Based on the place of consumption, the soft drink market can be classified into two segments – On –premise (at the place of purchase) consumption of soft drinks, for example railway stations, restaurants and cinemas; and In-House consumption of soft drinks purchased for consumption at home. In India on premise consumption accounts for an estimated 80% of the total soft drink market with in-house consumption accounting for the remaining 20% of the market.

Until 1990s, domestic players like Parle Group (Thumps Up, Limca, Goldspot) dominated the softdrink market in India. However, with the advent of the MNC players like Pepsi (1991) and Coke (re-entered in 1993 after it was banned in 1977) in the early 1990s, the market control shifted towards them by the late 1990s.

The per capita consumption of soft drinks in India is among the lowest in the world – 5 bottles per annum compared to the 800 bottles per annum in the USA. Delhi reports the highest per capita consumption in the country – 50 bottles per annum. The consumption of PET bottles is more in the urban areas (75% of total PET bottle [plastic bottles] consumption) whereas the sales of 200ml bottles were higher in the rural areas. According to a survey, 91% of the soft drink consumption in India is in the lower, lower middle and upper middle class section.

In 2000, the soft drink market accounted for 6480 million bottles. The market growth had reportedly slowed down during 2000 with a growth rate of 7-8% compared to 22% in 1999. This decline in growth was attributed to the rise in soft drink prices during 2000 on account of increased excise duties. Though Pepsi led the soft drink market during the mid 1990s, Coca-Cola through its constant acquisition of the major national and international brands such as Gold Spot, Limca, Thumps Up, Canada Dry and Crush during the 1990s and 2000, emerged as the new leader in the soft drink market during 2001 with Pepsi closely following it.
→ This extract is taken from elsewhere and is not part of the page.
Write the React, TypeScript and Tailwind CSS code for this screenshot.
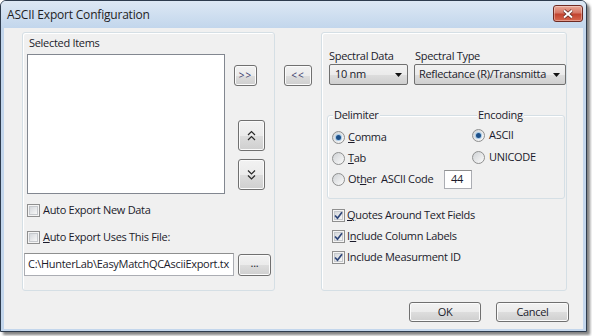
import type { ReactNode } from "react";

const btnBg =
  "bg-[linear-gradient(to_bottom,#f2f2f2_0%,#ebebeb_50%,#dddddd_51%,#cfcfcf_100%)]";

function Btn({
  className = "",
  children,
}: {
  className?: string;
  children?: ReactNode;
}) {
  return (
    <div
      className={`flex items-center justify-center rounded-[3px] border border-[#707070] ${btnBg} shadow-[inset_0_0_0_1px_#fbfbfb] ${className}`}
    >
      {children}
    </div>
  );
}

function Check({ checked }: { checked?: boolean }) {
  return (
    <span className="flex h-[13px] w-[13px] shrink-0 items-center justify-center border border-[#8f8f8f] bg-[#f4f4f4]">
      <span className="relative flex h-[9px] w-[9px] items-center justify-center border border-[#c6c9cd] bg-[linear-gradient(135deg,#d5d8dc,#f7f7f7)]">
        {checked && (
          <svg width="11" height="11" viewBox="0 0 11 11" className="absolute">
            <path
              d="M2 5.5 L4.5 8.2 L9 2.2"
              fill="none"
              stroke="#30477a"
              strokeWidth="1.7"
            />
          </svg>
        )}
      </span>
    </span>
  );
}

function Radio({ checked }: { checked?: boolean }) {
  return (
    <span className="flex h-[13px] w-[13px] shrink-0 items-center justify-center rounded-full border border-[#8e8f8f] bg-[linear-gradient(135deg,#cfd2d5,#fbfbfb)]">
      {checked && (
        <span className="h-[5px] w-[5px] rounded-full bg-[#1c4f88] shadow-[0_0_0_1px_#a9cbe8]" />
      )}
    </span>
  );
}

function Combo({ text, className = "" }: { text: string; className?: string }) {
  return (
    <div
      className={`flex h-[21px] items-center justify-between overflow-hidden rounded-[2px] border border-[#707070] ${btnBg} pl-[4px] pr-[5px] ${className}`}
    >
      <span className="whitespace-nowrap">{text}</span>
      <svg width="7" height="4" viewBox="0 0 7 4" className="ml-[3px] shrink-0">
        <path d="M0 0 H7 L3.5 4 Z" fill="#111" />
      </svg>
    </div>
  );
}

function Chevrons({ up }: { up?: boolean }) {
  const a = up ? "1,5 4.5,1.5 8,5" : "1,1.5 4.5,5 8,1.5";
  const b = up ? "1,10 4.5,6.5 8,10" : "1,6.5 4.5,10 8,6.5";
  return (
    <svg width="9" height="12" viewBox="0 0 9 12">
      <polyline points={a} fill="none" stroke="#2a2a2a" strokeWidth="1.2" />
      <polyline points={b} fill="none" stroke="#2a2a2a" strokeWidth="1.2" />
    </svg>
  );
}

const panel =
  "rounded-[3px] border border-[#d5dfe5] shadow-[inset_1px_1px_0_#ffffff]";

export default function App() {
  return (
    <div className="h-[336px] w-[592px] bg-white font-['Open_Sans',sans-serif] text-[11px] tracking-[-0.3px] text-[#1b1b2b]">
      <div className="flex h-[332px] w-[587px] flex-col rounded-t-[6px] border border-[#2e3c4e] bg-[#c3d6ec] shadow-[3px_3px_3px_rgba(0,0,0,0.5)]">
        {/* title bar */}
        <div className="flex h-[27px] items-start justify-between rounded-t-[5px] bg-[linear-gradient(to_bottom,#dde8f4,#c2d6ec)] pl-[6px] pr-[3px]">
          <span className="mt-[5px] text-[12px] leading-[17px] tracking-[-0.2px] text-[#1e1e1e]">
            ASCII Export Configuration
          </span>
          <div className="mt-[4px] flex h-[17px] w-[30px] items-center justify-center rounded-[3px] border border-[#6e2a22] bg-[linear-gradient(to_bottom,#e9a896_0%,#d67766_45%,#c2432f_55%,#d8684f_100%)] shadow-[inset_0_0_0_1px_rgba(255,255,255,0.35)]">
            <svg width="12" height="10" viewBox="0 0 12 10">
              <path d="M2 1.5 L10 8.5 M10 1.5 L2 8.5" stroke="#5a231c" strokeWidth="3.4" />
              <path d="M2 1.5 L10 8.5 M10 1.5 L2 8.5" stroke="#ffffff" strokeWidth="2" />
            </svg>
          </div>
        </div>

        {/* client area */}
        <div className="mx-[3px] mb-[2px] flex flex-1 flex-col bg-[#f0f0f0]">
          <div className="flex pl-[18px] pt-[4px]">
            {/* left panel */}
            <div className={`flex h-[259px] w-[253px] flex-col ${panel}`}>
              <span className="ml-[6px] mt-[2px] h-[16px] leading-[16px]">
                Selected Items
              </span>
              <div className="mt-[3px] flex">
                <div className="ml-[4px] h-[140px] w-[198px] border border-[#828790] bg-white" />
                <div className="ml-[9px] flex flex-col items-start">
                  <Btn className="mt-[11px] h-[21px] w-[23px] text-[10px] tracking-[1px] text-[#3a3a6a]">
                    &gt;&gt;
                  </Btn>
                  <Btn className="ml-[4px] mt-[34px] h-[31px] w-[27px]">
                    <Chevrons up />
                  </Btn>
                  <Btn className="ml-[4px] mt-[8px] h-[31px] w-[27px]">
                    <Chevrons />
                  </Btn>
                </div>
              </div>
              <label className="ml-[4px] mt-[8px] flex h-[16px] items-center gap-[3px]">
                <Check />
                <span>Auto Export New Data</span>
              </label>
              <label className="ml-[4px] mt-[11px] flex h-[16px] items-center gap-[3px]">
                <Check />
                <span>
                  <span className="underline">A</span>uto Export Uses This File:
                </span>
              </label>
              <div className="mt-[8px] flex items-center">
                <div className="ml-[1px] flex h-[23px] w-[210px] items-center overflow-hidden whitespace-nowrap border border-[#abadb3] border-t-[#8e8f8f] bg-white pl-[3px]">
                  C:\HunterLab\EasyMatchQCAsciiExport.tx
                </div>
                <Btn className="ml-[4px] h-[22px] w-[33px] pb-[3px]">...</Btn>
              </div>
            </div>

            <div className="ml-[9px] mt-[33px]">
              <Btn className="h-[21px] w-[28px] text-[10px] tracking-[1px] text-[#3a3a6a]">
                &lt;&lt;
              </Btn>
            </div>

            {/* right panel */}
            <div className={`ml-[9px] flex h-[259px] w-[246px] flex-col ${panel}`}>
              <div className="ml-[7px] mt-[15px] flex">
                <div className="flex w-[79px] flex-col">
                  <span className="h-[16px] leading-[16px]">Spectral Data</span>
                  <Combo text="10 nm" className="w-[79px] pl-[5px]" />
                </div>
                <div className="ml-[6px] flex w-[152px] flex-col">
                  <span className="h-[16px] pl-[1px] leading-[16px]">
                    Spectral Type
                  </span>
                  <Combo text="Reflectance (R)/Transmitta" className="w-[152px]" />
                </div>
              </div>

              <div className="relative ml-[5px] mt-[30px] flex h-[84px] w-[238px] rounded-[3px] border border-[#d5dfe5] shadow-[inset_1px_1px_0_#ffffff]">
                <span className="absolute left-[5px] top-[-9px] bg-[#f0f0f0] px-[1px] leading-[16px]">
                  Delimiter
                </span>
                <span className="absolute left-[149px] top-[-9px] bg-[#f0f0f0] px-[1px] leading-[16px]">
                  Encoding
                </span>
                <div className="ml-[4px] flex w-[140px] flex-col pt-[11px]">
                  <label className="flex h-[21px] items-center gap-[3px]">
                    <Radio checked />
                    <span>
                      <span className="underline">C</span>omma
                    </span>
                  </label>
                  <label className="flex h-[21px] items-center gap-[3px]">
                    <Radio />
                    <span>
                      <span className="underline">T</span>ab
                    </span>
                  </label>
                  <div className="flex h-[21px] items-center">
                    <Radio />
                    <span className="ml-[3px] w-[33px]">
                      Ot<span className="underline">h</span>er
                    </span>
                    <span className="w-[63px]">ASCII Code</span>
                    <div className="flex h-[19px] w-[28px] items-center border border-[#abadb3] border-t-[#8e8f8f] bg-white pl-[6px]">
                      44
                    </div>
                  </div>
                </div>
                <div className="flex flex-col pt-[8px]">
                  <label className="flex h-[22px] items-center gap-[4px]">
                    <Radio checked />
                    <span>ASCII</span>
                  </label>
                  <label className="flex h-[22px] items-center gap-[4px]">
                    <Radio />
                    <span>UNICODE</span>
                  </label>
                </div>
              </div>

              <div className="ml-[10px] mt-[6px] flex flex-col">
                <label className="flex h-[21px] items-center gap-[2px]">
                  <Check checked />
                  <span>
                    <span className="underline">Q</span>uotes Around Text Fields
                  </span>
                </label>
                <label className="flex h-[21px] items-center gap-[2px]">
                  <Check checked />
                  <span>
                    I<span className="underline">n</span>clude Column Labels
                  </span>
                </label>
                <label className="flex h-[21px] items-center gap-[2px]">
                  <Check checked />
                  <span>Include Measurment ID</span>
                </label>
              </div>
            </div>
          </div>

          <div className="mt-[11px] flex justify-end gap-[15px] pr-[14px]">
            <Btn className="h-[20px] w-[72px] border-[#3c7fb1] shadow-[inset_0_0_0_1px_#6fd3f7]">
              OK
            </Btn>
            <Btn className="h-[20px] w-[73px]">Cancel</Btn>
          </div>
        </div>
      </div>
    </div>
  );
}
Apart from these segments, the soft drink market has a sub segment – the soft drink concentrate segment (SDC) or the preparatory soft drink segment. This segment includes the soft drinks that are available in concentrated forms that need to be diluted or mixed at home for consumption. The major players in the segment are Rasna, Kissan and Roohafza with Rasna ruling the roost with over 82% of the total SDC market in 2001 and Kissan and Roohafza following it with 8% and 7% of the market share respectively.